** Goal **
Find the lines with "screenshot" in them and copy them out.

Dataset entries:
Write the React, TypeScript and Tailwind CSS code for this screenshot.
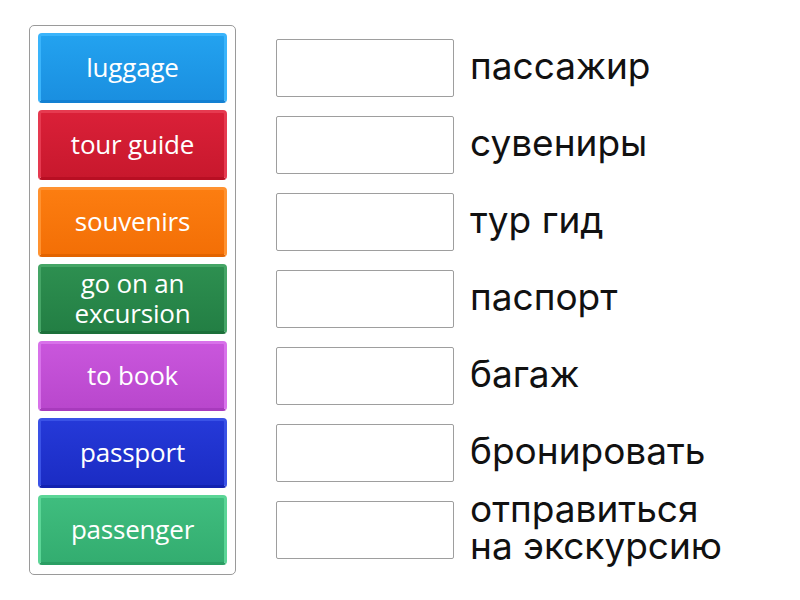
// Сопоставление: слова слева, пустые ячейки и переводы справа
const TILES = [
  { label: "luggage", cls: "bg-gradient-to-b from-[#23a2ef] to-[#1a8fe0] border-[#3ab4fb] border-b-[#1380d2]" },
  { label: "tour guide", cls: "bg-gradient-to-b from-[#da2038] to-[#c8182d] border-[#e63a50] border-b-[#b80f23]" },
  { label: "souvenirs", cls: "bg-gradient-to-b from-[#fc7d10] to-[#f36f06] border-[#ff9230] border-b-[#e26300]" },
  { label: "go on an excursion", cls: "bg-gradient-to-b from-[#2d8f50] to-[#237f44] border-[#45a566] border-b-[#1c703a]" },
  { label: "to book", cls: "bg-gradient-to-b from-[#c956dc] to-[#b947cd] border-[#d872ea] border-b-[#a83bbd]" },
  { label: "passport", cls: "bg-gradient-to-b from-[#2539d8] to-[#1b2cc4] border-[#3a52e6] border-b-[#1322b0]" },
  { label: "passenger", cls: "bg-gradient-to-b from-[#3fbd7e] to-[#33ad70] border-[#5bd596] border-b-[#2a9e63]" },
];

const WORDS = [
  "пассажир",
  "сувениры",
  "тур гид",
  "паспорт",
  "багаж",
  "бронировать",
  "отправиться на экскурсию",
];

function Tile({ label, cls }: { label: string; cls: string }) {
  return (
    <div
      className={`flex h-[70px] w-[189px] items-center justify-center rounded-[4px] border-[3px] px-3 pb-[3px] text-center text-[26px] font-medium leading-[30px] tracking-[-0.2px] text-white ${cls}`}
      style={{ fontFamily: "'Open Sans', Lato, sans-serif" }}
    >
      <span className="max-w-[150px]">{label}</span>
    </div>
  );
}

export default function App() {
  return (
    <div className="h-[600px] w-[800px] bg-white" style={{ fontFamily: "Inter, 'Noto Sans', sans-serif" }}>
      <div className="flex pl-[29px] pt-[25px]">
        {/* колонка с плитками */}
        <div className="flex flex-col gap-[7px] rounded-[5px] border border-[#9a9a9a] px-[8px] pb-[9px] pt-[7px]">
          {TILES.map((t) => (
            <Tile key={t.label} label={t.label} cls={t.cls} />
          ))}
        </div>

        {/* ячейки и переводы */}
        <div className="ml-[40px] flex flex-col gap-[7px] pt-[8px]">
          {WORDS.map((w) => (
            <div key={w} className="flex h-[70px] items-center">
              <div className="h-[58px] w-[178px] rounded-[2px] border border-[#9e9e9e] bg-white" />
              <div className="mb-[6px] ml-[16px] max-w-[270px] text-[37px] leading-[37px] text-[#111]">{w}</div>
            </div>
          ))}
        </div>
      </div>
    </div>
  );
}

* * *

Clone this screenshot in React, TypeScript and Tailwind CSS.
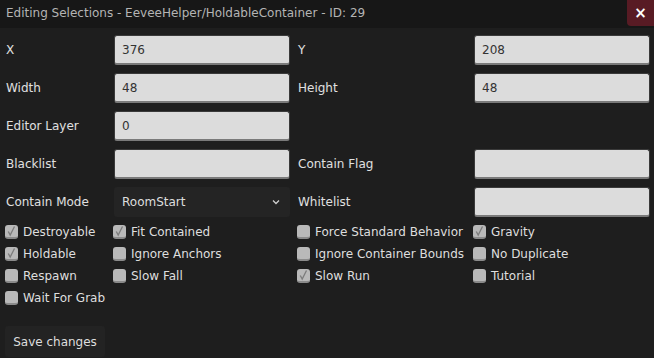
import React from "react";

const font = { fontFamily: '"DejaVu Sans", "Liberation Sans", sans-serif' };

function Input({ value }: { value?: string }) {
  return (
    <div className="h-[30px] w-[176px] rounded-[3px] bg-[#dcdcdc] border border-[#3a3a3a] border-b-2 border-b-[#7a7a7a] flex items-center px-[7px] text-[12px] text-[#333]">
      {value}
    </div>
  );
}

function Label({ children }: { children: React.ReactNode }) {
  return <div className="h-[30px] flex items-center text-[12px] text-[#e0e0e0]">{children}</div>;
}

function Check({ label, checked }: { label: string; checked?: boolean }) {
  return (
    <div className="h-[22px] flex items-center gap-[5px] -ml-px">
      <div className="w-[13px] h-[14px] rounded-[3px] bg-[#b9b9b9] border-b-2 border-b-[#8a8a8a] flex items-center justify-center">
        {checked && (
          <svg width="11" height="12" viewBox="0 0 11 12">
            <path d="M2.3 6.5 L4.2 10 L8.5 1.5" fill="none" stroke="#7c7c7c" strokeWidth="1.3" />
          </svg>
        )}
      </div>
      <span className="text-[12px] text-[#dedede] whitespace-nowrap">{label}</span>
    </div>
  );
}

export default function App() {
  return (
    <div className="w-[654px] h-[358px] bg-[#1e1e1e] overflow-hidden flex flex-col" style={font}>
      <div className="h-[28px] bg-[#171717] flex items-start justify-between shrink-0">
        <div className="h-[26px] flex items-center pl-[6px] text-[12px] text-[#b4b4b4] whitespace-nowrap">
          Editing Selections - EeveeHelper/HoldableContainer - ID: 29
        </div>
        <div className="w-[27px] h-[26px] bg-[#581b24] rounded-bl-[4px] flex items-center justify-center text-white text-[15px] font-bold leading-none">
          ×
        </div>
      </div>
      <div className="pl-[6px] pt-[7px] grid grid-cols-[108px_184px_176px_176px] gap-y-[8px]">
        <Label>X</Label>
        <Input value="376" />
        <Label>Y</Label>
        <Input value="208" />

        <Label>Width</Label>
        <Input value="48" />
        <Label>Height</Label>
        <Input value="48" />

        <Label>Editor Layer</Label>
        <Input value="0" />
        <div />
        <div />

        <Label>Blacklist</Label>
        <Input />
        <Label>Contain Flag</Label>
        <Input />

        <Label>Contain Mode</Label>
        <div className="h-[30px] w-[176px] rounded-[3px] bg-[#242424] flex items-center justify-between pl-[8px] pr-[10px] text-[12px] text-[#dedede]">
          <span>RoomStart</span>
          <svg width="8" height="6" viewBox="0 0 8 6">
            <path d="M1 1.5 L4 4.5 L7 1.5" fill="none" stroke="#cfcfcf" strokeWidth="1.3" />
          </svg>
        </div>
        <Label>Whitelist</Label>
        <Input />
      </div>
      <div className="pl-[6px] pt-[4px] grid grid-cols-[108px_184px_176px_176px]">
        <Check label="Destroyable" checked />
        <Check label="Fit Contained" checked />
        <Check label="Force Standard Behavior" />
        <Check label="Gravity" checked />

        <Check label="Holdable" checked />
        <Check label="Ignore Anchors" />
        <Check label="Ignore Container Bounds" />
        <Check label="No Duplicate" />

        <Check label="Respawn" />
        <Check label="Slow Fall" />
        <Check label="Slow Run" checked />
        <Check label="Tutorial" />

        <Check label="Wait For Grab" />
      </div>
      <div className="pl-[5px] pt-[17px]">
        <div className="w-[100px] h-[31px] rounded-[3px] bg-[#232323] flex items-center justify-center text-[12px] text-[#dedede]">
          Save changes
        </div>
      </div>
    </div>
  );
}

** Completed task **
Write the React, TypeScript and Tailwind CSS code for this screenshot.
Clone this screenshot in React, TypeScript and Tailwind CSS.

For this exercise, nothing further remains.